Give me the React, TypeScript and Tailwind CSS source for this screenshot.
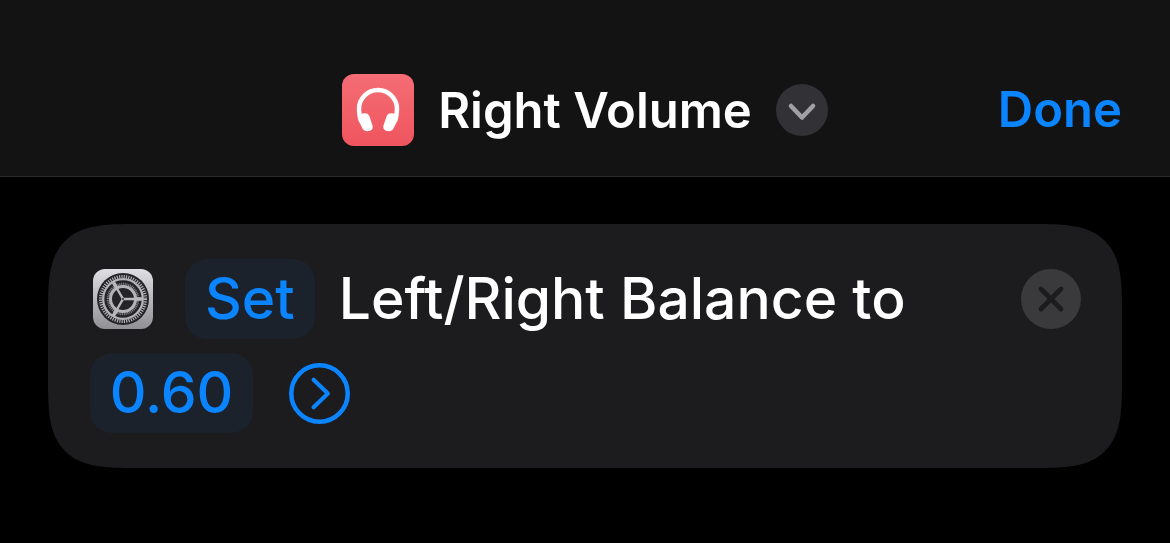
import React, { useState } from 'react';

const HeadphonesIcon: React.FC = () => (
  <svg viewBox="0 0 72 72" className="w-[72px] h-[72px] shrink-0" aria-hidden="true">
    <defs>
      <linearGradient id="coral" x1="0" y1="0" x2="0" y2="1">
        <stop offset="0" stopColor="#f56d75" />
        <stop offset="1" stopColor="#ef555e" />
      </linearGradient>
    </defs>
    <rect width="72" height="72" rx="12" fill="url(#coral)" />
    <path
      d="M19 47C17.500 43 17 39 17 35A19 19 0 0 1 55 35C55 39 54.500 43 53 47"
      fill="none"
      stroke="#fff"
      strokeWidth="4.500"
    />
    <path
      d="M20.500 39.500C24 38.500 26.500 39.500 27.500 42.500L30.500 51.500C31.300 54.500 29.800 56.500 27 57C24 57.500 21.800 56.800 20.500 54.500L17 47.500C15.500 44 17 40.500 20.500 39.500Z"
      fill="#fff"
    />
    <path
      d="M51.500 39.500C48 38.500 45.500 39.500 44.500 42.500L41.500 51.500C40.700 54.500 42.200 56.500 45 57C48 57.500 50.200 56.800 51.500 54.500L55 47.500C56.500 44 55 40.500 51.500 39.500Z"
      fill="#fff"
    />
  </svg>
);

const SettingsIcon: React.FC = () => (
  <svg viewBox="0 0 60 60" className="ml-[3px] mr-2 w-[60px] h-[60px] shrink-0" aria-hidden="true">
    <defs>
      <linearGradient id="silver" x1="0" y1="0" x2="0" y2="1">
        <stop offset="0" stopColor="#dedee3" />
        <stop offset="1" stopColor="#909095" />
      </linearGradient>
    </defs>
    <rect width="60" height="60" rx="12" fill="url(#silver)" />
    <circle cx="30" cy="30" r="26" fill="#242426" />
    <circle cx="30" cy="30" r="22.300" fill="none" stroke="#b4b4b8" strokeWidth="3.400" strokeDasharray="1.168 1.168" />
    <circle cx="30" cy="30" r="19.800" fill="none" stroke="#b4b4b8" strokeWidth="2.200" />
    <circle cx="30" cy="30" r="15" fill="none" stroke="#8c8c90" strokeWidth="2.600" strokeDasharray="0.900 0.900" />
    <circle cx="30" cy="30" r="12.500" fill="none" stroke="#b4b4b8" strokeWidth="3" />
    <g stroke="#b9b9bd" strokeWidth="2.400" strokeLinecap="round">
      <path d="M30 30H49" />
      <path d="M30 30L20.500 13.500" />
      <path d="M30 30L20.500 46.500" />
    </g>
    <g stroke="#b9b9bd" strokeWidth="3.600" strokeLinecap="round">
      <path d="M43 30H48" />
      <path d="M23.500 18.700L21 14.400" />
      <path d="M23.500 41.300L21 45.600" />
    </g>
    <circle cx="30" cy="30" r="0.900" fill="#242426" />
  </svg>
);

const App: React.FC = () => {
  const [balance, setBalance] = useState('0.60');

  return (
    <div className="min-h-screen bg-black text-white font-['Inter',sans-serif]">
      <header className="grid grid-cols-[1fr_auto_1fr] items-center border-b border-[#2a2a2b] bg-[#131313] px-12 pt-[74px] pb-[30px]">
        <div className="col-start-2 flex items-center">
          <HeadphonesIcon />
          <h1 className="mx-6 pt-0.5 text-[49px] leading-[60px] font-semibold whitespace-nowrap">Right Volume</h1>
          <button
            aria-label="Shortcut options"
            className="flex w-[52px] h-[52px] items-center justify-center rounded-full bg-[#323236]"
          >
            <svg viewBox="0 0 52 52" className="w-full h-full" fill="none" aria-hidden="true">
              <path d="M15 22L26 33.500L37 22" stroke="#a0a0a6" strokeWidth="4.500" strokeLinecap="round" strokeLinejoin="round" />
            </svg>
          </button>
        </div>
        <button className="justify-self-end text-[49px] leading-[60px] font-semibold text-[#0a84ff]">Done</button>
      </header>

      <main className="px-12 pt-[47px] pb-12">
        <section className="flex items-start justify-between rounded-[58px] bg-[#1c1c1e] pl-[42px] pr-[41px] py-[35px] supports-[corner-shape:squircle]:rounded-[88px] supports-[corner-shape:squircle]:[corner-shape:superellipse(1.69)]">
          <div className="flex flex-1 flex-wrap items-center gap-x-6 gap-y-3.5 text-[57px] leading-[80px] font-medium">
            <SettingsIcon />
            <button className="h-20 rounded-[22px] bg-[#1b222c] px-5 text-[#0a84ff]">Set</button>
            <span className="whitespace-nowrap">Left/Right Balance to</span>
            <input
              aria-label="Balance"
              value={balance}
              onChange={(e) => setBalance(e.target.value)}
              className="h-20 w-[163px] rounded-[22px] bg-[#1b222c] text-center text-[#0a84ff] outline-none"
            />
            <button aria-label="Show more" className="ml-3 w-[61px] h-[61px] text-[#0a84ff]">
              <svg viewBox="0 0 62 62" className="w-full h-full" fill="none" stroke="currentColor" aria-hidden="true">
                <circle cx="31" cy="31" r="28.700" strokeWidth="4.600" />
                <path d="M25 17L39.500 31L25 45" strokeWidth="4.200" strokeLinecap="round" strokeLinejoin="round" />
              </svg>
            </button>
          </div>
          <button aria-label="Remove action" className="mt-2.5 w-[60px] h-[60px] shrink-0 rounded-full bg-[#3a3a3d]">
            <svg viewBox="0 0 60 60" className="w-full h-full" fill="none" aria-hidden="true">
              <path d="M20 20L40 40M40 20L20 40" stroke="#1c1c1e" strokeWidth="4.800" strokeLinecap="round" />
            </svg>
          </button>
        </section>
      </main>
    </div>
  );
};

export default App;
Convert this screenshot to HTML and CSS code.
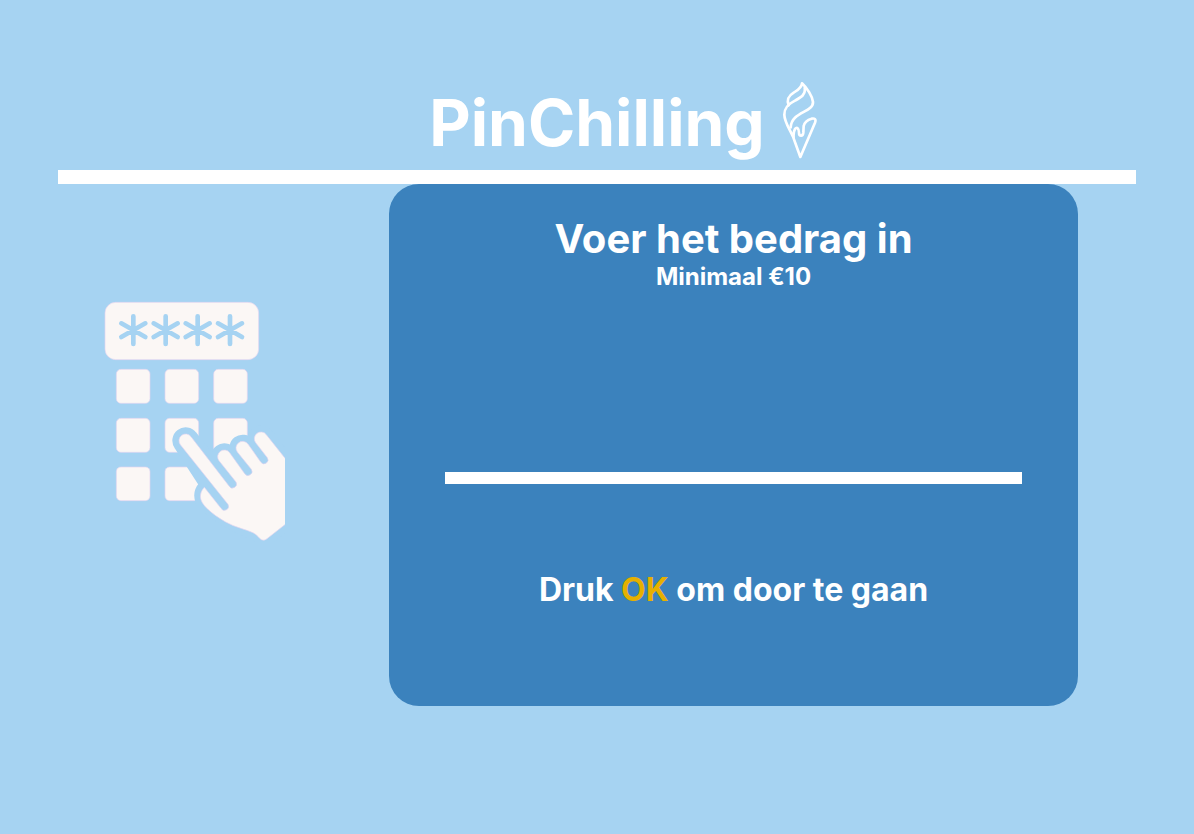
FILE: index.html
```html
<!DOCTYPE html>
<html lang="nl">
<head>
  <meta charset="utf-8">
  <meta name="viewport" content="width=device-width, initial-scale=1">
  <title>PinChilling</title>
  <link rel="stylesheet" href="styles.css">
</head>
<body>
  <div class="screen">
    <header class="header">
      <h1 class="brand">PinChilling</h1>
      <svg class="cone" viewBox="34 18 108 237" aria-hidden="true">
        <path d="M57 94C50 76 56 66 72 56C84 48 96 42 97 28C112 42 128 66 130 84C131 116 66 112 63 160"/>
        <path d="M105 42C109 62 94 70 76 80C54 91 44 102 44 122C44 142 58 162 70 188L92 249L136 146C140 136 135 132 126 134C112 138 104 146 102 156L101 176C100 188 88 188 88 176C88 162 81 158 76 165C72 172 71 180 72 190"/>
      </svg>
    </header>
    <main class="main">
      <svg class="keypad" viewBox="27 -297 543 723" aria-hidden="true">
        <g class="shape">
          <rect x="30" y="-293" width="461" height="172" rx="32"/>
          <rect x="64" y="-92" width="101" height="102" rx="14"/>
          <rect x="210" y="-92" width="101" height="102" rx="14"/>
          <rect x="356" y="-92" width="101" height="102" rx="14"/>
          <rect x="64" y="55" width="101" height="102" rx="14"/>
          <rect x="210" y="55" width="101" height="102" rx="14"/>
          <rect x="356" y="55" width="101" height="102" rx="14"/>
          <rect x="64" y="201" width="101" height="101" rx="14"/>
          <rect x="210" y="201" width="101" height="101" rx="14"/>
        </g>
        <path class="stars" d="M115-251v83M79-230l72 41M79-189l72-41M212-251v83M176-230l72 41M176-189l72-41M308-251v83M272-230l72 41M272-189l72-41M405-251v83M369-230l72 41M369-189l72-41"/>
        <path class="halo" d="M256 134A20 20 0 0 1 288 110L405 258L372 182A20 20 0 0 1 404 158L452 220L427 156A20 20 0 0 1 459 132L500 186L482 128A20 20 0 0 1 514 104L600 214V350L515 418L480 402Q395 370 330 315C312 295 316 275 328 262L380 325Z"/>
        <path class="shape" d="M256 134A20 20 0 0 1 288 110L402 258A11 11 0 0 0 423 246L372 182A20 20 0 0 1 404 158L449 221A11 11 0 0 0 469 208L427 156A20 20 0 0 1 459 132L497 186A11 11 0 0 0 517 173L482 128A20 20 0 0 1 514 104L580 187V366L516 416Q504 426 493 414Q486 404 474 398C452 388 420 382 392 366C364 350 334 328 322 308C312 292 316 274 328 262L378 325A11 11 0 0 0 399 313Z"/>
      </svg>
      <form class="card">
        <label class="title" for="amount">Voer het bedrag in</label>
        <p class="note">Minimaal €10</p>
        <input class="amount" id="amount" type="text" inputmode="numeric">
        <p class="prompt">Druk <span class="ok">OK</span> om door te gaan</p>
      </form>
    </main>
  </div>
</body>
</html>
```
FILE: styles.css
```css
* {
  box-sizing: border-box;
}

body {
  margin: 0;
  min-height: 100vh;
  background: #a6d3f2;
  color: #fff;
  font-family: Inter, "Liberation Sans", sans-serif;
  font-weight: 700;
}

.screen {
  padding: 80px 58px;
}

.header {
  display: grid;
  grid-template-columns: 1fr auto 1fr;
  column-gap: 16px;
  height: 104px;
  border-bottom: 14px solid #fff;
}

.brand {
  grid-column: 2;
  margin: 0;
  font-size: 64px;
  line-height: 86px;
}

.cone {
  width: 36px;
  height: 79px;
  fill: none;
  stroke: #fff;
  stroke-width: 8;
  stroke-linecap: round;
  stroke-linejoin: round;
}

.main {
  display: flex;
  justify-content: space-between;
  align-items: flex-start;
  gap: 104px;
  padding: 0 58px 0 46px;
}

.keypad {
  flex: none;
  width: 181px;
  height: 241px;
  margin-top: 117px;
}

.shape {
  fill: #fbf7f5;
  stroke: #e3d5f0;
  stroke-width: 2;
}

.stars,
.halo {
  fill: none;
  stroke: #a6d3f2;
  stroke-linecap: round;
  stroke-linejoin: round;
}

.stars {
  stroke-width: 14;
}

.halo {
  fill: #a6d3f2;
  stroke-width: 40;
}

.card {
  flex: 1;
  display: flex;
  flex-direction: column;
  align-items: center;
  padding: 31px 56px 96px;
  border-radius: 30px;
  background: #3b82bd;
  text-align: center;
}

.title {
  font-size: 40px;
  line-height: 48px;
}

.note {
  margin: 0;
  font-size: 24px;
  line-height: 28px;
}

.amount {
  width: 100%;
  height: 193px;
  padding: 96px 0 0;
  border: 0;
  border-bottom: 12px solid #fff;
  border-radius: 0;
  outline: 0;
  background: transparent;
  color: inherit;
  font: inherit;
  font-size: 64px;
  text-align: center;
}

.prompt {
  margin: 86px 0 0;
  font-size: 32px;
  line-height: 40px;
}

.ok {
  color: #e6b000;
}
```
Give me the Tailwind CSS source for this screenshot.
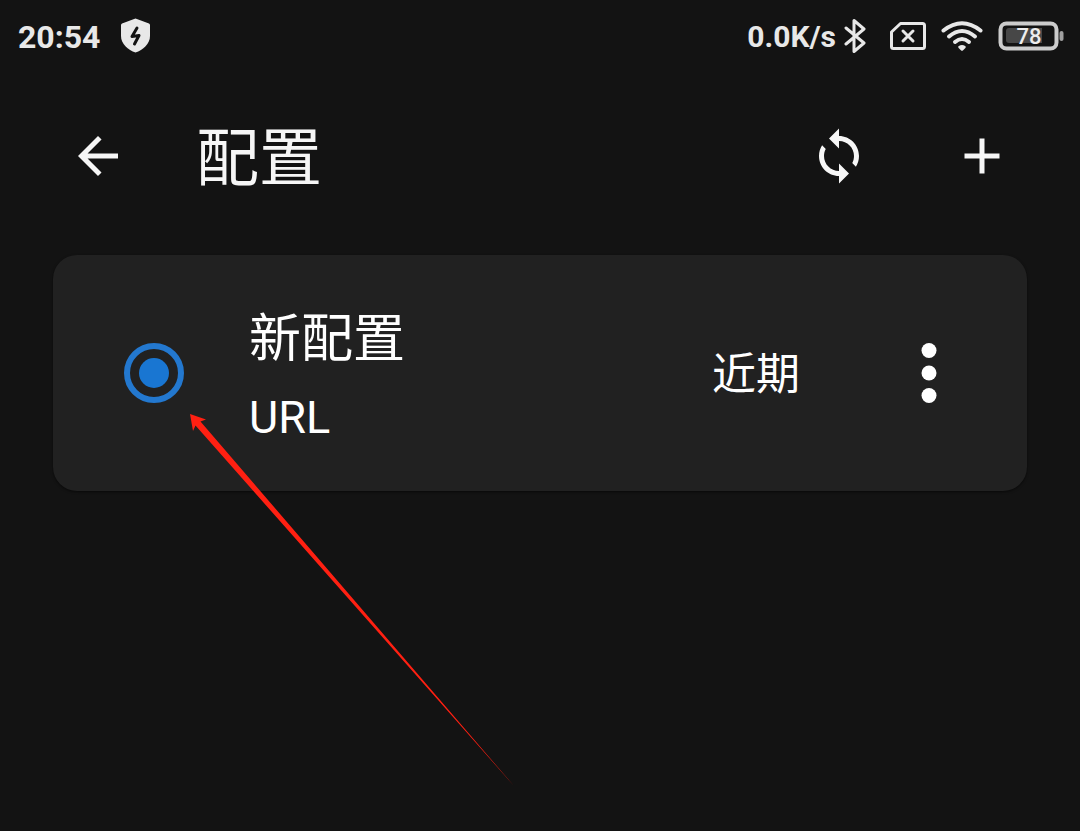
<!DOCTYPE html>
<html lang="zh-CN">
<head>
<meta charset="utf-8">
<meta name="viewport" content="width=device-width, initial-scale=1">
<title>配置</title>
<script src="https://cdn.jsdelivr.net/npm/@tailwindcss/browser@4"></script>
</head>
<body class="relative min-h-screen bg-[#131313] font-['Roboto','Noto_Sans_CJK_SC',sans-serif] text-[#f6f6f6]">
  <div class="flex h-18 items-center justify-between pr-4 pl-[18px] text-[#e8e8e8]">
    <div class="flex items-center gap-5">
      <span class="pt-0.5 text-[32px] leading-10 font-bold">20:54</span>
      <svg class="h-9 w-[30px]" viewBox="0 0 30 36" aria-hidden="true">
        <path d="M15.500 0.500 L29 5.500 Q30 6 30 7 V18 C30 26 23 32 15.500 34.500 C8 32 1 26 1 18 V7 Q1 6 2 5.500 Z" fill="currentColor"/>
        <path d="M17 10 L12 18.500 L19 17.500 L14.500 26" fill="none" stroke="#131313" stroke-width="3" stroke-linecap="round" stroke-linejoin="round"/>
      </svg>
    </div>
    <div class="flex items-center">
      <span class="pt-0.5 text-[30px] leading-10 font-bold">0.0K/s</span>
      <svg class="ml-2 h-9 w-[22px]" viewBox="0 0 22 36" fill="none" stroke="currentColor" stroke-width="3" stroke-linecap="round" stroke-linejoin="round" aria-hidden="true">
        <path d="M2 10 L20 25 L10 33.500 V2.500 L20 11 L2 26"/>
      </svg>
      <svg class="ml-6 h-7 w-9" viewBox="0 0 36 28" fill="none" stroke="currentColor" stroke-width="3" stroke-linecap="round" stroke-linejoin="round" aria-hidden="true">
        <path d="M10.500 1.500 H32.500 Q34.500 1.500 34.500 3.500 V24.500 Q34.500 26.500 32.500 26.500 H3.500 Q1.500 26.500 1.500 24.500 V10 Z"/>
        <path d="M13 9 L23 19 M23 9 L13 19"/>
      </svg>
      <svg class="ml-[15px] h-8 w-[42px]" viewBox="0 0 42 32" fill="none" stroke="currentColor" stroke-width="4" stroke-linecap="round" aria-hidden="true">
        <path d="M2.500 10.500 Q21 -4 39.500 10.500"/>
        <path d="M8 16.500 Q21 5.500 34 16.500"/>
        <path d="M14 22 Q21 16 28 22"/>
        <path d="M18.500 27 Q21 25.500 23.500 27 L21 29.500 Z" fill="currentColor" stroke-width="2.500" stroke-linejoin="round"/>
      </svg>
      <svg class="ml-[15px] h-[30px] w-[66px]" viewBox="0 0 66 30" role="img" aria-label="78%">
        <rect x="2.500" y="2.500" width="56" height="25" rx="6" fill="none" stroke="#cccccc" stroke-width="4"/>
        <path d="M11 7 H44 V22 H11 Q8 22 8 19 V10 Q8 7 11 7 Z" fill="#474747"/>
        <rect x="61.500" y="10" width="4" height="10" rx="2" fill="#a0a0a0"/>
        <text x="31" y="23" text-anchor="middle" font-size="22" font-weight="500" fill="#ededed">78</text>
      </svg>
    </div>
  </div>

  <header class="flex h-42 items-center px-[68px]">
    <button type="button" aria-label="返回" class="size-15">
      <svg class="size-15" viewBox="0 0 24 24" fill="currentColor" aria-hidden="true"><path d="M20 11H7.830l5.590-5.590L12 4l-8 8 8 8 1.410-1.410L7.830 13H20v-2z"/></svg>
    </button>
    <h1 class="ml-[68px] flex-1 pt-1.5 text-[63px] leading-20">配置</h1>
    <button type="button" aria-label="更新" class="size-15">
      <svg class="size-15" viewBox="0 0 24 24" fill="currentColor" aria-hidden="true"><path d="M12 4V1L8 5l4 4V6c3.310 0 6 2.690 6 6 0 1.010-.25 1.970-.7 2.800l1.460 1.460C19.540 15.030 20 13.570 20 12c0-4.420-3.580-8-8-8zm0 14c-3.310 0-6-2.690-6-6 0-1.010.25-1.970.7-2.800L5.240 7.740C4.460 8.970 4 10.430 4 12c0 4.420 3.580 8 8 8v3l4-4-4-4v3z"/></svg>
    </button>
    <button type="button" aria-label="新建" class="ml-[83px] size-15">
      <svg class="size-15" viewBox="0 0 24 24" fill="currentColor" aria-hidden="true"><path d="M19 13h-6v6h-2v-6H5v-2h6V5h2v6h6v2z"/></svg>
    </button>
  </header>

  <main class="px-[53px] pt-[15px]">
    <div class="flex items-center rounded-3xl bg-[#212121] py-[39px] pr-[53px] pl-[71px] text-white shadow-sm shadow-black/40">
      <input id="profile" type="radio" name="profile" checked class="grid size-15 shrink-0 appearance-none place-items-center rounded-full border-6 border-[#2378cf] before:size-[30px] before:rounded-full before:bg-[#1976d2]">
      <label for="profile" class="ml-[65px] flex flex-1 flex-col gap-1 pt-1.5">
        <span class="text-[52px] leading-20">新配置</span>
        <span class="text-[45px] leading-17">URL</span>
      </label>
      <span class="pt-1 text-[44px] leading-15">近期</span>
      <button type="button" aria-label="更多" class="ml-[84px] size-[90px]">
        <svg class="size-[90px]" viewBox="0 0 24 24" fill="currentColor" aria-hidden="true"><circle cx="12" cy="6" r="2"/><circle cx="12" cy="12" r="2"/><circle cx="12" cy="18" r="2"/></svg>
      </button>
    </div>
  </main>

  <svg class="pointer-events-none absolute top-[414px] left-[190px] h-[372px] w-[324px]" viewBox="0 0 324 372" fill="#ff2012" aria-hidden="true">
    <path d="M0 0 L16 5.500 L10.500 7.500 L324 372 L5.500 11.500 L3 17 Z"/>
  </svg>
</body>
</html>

--*--

DIRECTIONS FOR THIS TASK: Return each line among the entries that holds the word "Give".

RESULT OF THE EXERCISE:
Give me the React, TypeScript and Tailwind CSS source for this screenshot.
Give me the Tailwind CSS source for this screenshot.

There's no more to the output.